The example Jesus gave is exactly what we have to learn to do. He was the perfect servant, willing to do the most menial tasks simply because it was the will of the Father. We have to do the same. To be a servant means learning to take orders without always knowing why the master commands a certain thing to be done. It's one thing if the servant doesn't understand what needs to be done. In that case, the servant better ask for clarification and not just try to fill in the blanks himself. But, when it comes to the why things are to be done, it is not the servant's role to question the master about it.

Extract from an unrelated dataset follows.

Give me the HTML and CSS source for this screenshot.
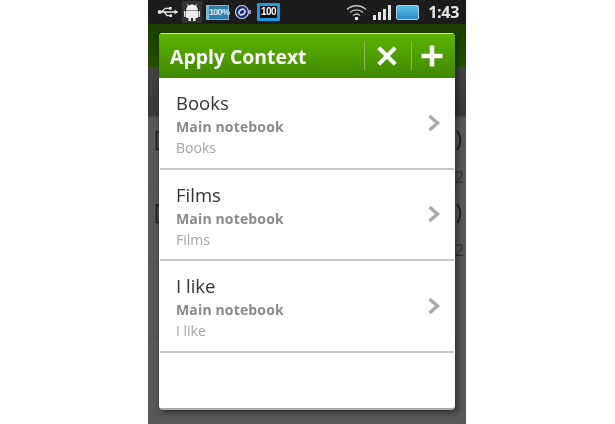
FILE: index.html
```html
<!DOCTYPE html>
<html lang="en">
<head>
    <meta charset="UTF-8">
    <meta name="viewport" content="width=device-width, initial-scale=1.0">
    <title>Apply Context</title>
    <link rel="stylesheet" href="styles.css">
</head>
<body>
    <div class="phone">
        <div class="status_bar">
            <svg class="icon_usb" width="22" height="14" viewBox="0 0 24 14">
                <path d="M1 7H20M5 7L9 3H13M8 7L11 11H14" fill="none" stroke="#e8e8e8" stroke-width="1.4"/>
                <circle cx="3" cy="7" r="2.2" fill="#e8e8e8"/>
                <rect x="13" y="1.5" width="3" height="3" fill="#e8e8e8"/>
                <circle cx="15" cy="11" r="1.6" fill="#e8e8e8"/>
                <path d="M19 4.5L23.5 7L19 9.500Z" fill="#e8e8e8"/>
            </svg>
            <div class="icon_android">
                <svg width="16" height="18" viewBox="0 0 16 18">
                    <path d="M2 7.500A6 6 0 0 1 14 7.500Z" fill="#eee"/>
                    <path d="M4.500 3L3.300 1M11.500 3L12.700 1" stroke="#eee" stroke-width="0.9"/>
                    <rect x="2" y="8" width="12" height="7" rx="1" fill="#eee"/>
                    <rect x="0" y="8" width="1.500" height="6" fill="#ddd"/>
                    <rect x="14.500" y="8" width="1.500" height="6" fill="#ddd"/>
                    <rect x="4.500" y="15" width="2.500" height="3" fill="#eee"/>
                    <rect x="9" y="15" width="2.500" height="3" fill="#eee"/>
                </svg>
            </div>
            <div class="batt_small">100%</div>
            <svg class="icon_sync" width="18" height="16" viewBox="0 0 18 16">
                <circle cx="8" cy="8" r="6.500" fill="#1b2a78" stroke="#c9cfe8" stroke-width="1.200"/>
                <path d="M4.500 9.500C6 4 10 4.500 10.500 6.500M11.500 6.500C10 12 6 11.500 5.500 9.500" fill="none" stroke="#e6e9f5" stroke-width="1.500"/>
                <rect x="15" y="6" width="2" height="4" fill="#8f98c0"/>
            </svg>
            <div class="batt_big">100</div>
            <div class="status_right">
                <svg width="21" height="18" viewBox="0 0 21 18">
                    <path d="M1 6.500C6 1.500 15 1.500 20 6.500M4 9.500C7.500 6 13.500 6 17 9.500M7 12.500C9 10.800 12 10.800 14 12.500" fill="none" stroke="#c8c8c8" stroke-width="1.300"/>
                    <circle cx="10.500" cy="15.500" r="1.800" fill="#eee"/>
                </svg>
                <div class="signal">
                    <span class="bar1"></span><span class="bar2"></span><span class="bar3"></span><span class="bar4"></span>
                </div>
                <div class="battery"></div>
                <div id="clock">1:43</div>
            </div>
        </div>

        <div class="app_bar"></div>
        <div class="tool_bar"></div>
        <div class="bg_row"><span>[</span><span>)</span><span class="bg_num">2</span></div>
        <div class="bg_row"><span>[</span><span>)</span><span class="bg_num">2</span></div>
        <div class="bg_row"></div>

        <div class="dialog">
            <div class="dialog_head">
                <div class="dialog_title">Apply Context</div>
                <div class="head_btn btn_close">
                    <svg width="22" height="22" viewBox="0 0 20 20">
                        <path d="M2.500 2.500L17.500 17.500M17.500 2.500L2.500 17.500" stroke="#fff" stroke-width="3.600"/>
                    </svg>
                </div>
                <div class="head_btn btn_add">
                    <svg width="24" height="24" viewBox="0 0 24 24">
                        <path d="M12 1.500V22.500M1.500 12H22.500" stroke="#fff" stroke-width="4.600"/>
                    </svg>
                </div>
            </div>
            <div class="item">
                <div class="item_text">
                    <div class="item_name">Books</div>
                    <div class="item_book">Main notebook</div>
                    <div class="item_path">Books</div>
                </div>
                <svg class="chevron" width="14" height="18" viewBox="0 0 14 18">
                    <path d="M2.500 2L10.500 9L2.500 16" fill="none" stroke="#a8a8a8" stroke-width="3.400"/>
                </svg>
            </div>
            <div class="item">
                <div class="item_text">
                    <div class="item_name">Films</div>
                    <div class="item_book">Main notebook</div>
                    <div class="item_path">Films</div>
                </div>
                <svg class="chevron" width="14" height="18" viewBox="0 0 14 18">
                    <path d="M2.500 2L10.500 9L2.500 16" fill="none" stroke="#a8a8a8" stroke-width="3.400"/>
                </svg>
            </div>
            <div class="item">
                <div class="item_text">
                    <div class="item_name">I like</div>
                    <div class="item_book">Main notebook</div>
                    <div class="item_path">I like</div>
                </div>
                <svg class="chevron" width="14" height="18" viewBox="0 0 14 18">
                    <path d="M2.500 2L10.500 9L2.500 16" fill="none" stroke="#a8a8a8" stroke-width="3.400"/>
                </svg>
            </div>
        </div>
    </div>
</body>
</html>
```
FILE: styles.css
```css
html, body {
    margin: 0;
    height: 100%;
    background-color: #fff;
    overflow: hidden;
}

.phone {
    position: relative;
    width: 318px;
    height: 424px;
    margin-left: 148px;
    background-color: #585858;
    font-family: "Open Sans", "Noto Sans", sans-serif;
    overflow: hidden;
    filter: blur(0.4px);
}

/* status bar */
.status_bar {
    display: flex;
    align-items: center;
    height: 24px;
    padding-left: 9px;
    background-color: #1c1c1c;
}
.icon_usb {
    margin-right: 3px;
}
.icon_android {
    display: flex;
    justify-content: center;
    align-items: center;
    width: 20px;
    height: 22px;
    margin-right: 4px;
    background-color: #333;
}
.batt_small {
    width: 19px;
    height: 13px;
    margin-right: 5px;
    border: 1px solid #7fb4d4;
    border-left-width: 3px;
    background-color: #2f7fae;
    color: #d8ecf8;
    font: bold 9px/13px "Liberation Sans", sans-serif;
    text-align: center;
    letter-spacing: -0.7px;
}
.icon_sync {
    margin-right: 5px;
}
.batt_big {
    width: 17px;
    height: 12px;
    border: 3px solid #1e9ae0;
    border-radius: 1px;
    background-color: #0c0c0c;
    color: #fff;
    font: bold 10px/12px "Liberation Sans", sans-serif;
    text-align: center;
    letter-spacing: -0.5px;
}
.status_right {
    display: flex;
    align-items: center;
    margin-left: auto;
    margin-right: 7px;
}
.signal {
    display: flex;
    align-items: flex-end;
    gap: 2px;
    height: 15px;
    margin-left: 6px;
}
.signal span {
    width: 3px;
    background-color: #e4e4e4;
}
.bar1 { height: 5px; }
.bar2 { height: 8px; }
.bar3 { height: 11px; }
.bar4 { height: 15px; }
.battery {
    width: 21px;
    height: 13px;
    margin-left: 5px;
    border: 1px solid #9fd2ea;
    border-radius: 2px;
    background: linear-gradient(#5cc0ea, #2a8ec8);
}
#clock {
    margin-left: 9px;
    color: #e6e6e6;
    font-size: 16px;
    font-weight: 700;
    letter-spacing: -0.3px;
}

/* dimmed page behind the dialog */
.app_bar {
    height: 43px;
    background: linear-gradient(#1c3e00, #245000);
}
.tool_bar {
    height: 49px;
    border-bottom: 2px solid #4c4c4c;
    background: linear-gradient(#444, #383838);
}
.bg_row {
    display: flex;
    justify-content: space-between;
    position: relative;
    height: 73px;
    padding: 5px 4px 0 6px;
    border-bottom: 1px solid #525252;
    box-sizing: border-box;
    color: #1e1e1e;
    font-size: 22px;
}
.bg_num {
    position: absolute;
    right: 2px;
    top: 48px;
    color: #333;
    font-size: 16px;
}

/* dialog */
.dialog {
    position: absolute;
    top: 33px;
    left: 11px;
    width: 296px;
    height: 377px;
    box-sizing: border-box;
    border-radius: 4px;
    background-color: #fff;
    border-bottom: 2px solid #aaa;
    box-shadow: 2px 2px 6px rgba(0, 0, 0, 0.55);
    overflow: hidden;
}
.dialog_head {
    display: flex;
    align-items: center;
    height: 45px;
    border-top: 1px solid #cfe6b0;
    box-sizing: border-box;
    background: linear-gradient(#5cb400, #3f8800);
}
.dialog_title {
    flex: 1;
    padding-left: 11px;
    color: #fff;
    font-size: 19.400px;
    font-weight: 700;
}
.head_btn {
    display: flex;
    justify-content: center;
    align-items: center;
    width: 47px;
    height: 28px;
    border-left: 1px solid #8dbb5c;
    box-sizing: border-box;
}
.btn_close {
    padding-right: 3px;
}
.btn_add {
    width: 44px;
    padding-right: 4px;
}
.item {
    display: flex;
    justify-content: space-between;
    align-items: center;
    height: 91.500px;
    margin: 0 1px;
    padding: 0 13px 0 16px;
    box-sizing: border-box;
    border-bottom: 2px solid #c6c6c6;
}
.item_text {
    padding-top: 3px;
}
.item_name {
    color: #333;
    font-size: 18.500px;
    line-height: 26px;
}
.item_book {
    margin-top: 1px;
    color: #8a8a8a;
    font-size: 14px;
    font-weight: 700;
    line-height: 20px;
    letter-spacing: 0.15px;
}
.item_path {
    margin-top: 1px;
    color: #a4a4a4;
    font-size: 14px;
    line-height: 20px;
}
```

Constantly questioning the why of God's commands exhibits a lack of faith. Faith in the sense used in the Bible is complete confidence in the word of God based solely on the source of that word. To question why God is doing something is to presumptuously assume that maybe God doesn't know what He is doing. That's not faith. That's man's typical problem of trying to be God instead of being God's instrument.

A lot of what God says now and again doesn't make much sense to the human way of doing things. But, we are to learn to be faithful servants. That means a total trust and reliance on God's Word. We will often not understand why things are happening the way they are, but, we are to trust completely in Him and walk as He leads without any back-talk.